Burial ground, Masiness, Co. Donegal
Hidden amongst dense bushes and grass in Masiness, County Donegal, lies a burial ground that has proved remarkably elusive to modern surveyors.
Burial ground, Masiness, Co. Donegal
When cartographers from the Ordnance Survey mapped this area for their detailed 6-inch maps in the 19th century, they carefully marked the location of this ancient cemetery. Yet when archaeologists returned to document the site decades later, they found only an overgrown rocky ridge where the burial ground should have been, the landscape having reclaimed whatever monuments once stood there.
The site sits on light, thin soil that would have been better suited to grazing sheep than growing crops, typical of many ancient burial sites in Ireland where the dead were often interred on marginal land. This particular location was documented as part of the comprehensive Archaeological Survey of County Donegal, an ambitious project completed in 1983 that catalogued field antiquities spanning from the Mesolithic Period right through to the 17th century.

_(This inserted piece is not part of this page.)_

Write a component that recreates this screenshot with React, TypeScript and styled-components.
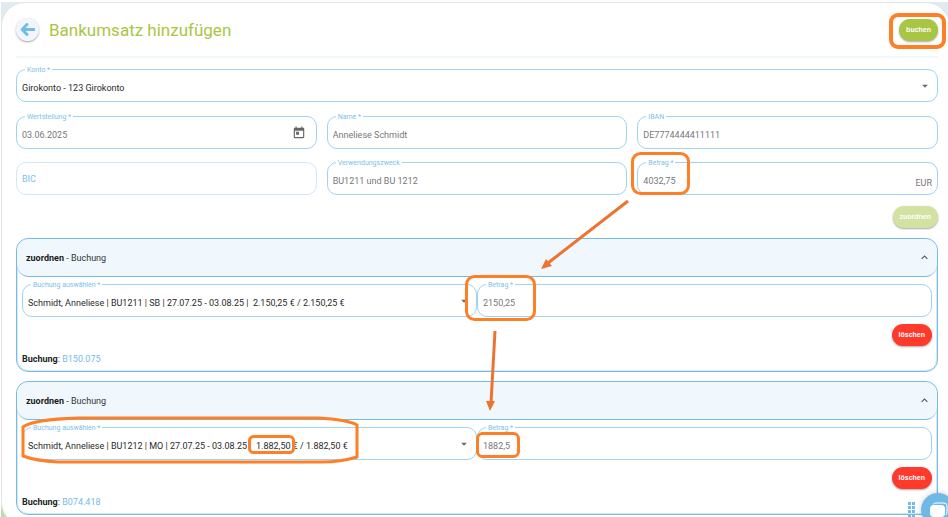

The survey, compiled by Brian Lacey and his team of archaeologists, represents one of the most thorough archaeological inventories ever undertaken in Ireland.
What makes this burial ground particularly intriguing is its apparent disappearance; a cemetery substantial enough to warrant inclusion on official maps has seemingly vanished into the landscape. Whether the stones were removed for building materials, became buried under centuries of vegetation, or were simply misidentified by early surveyors remains a mystery. The rocky ridge that marks the spot today offers few clues to the generations who once brought their dead to this lonely hillside in Donegal.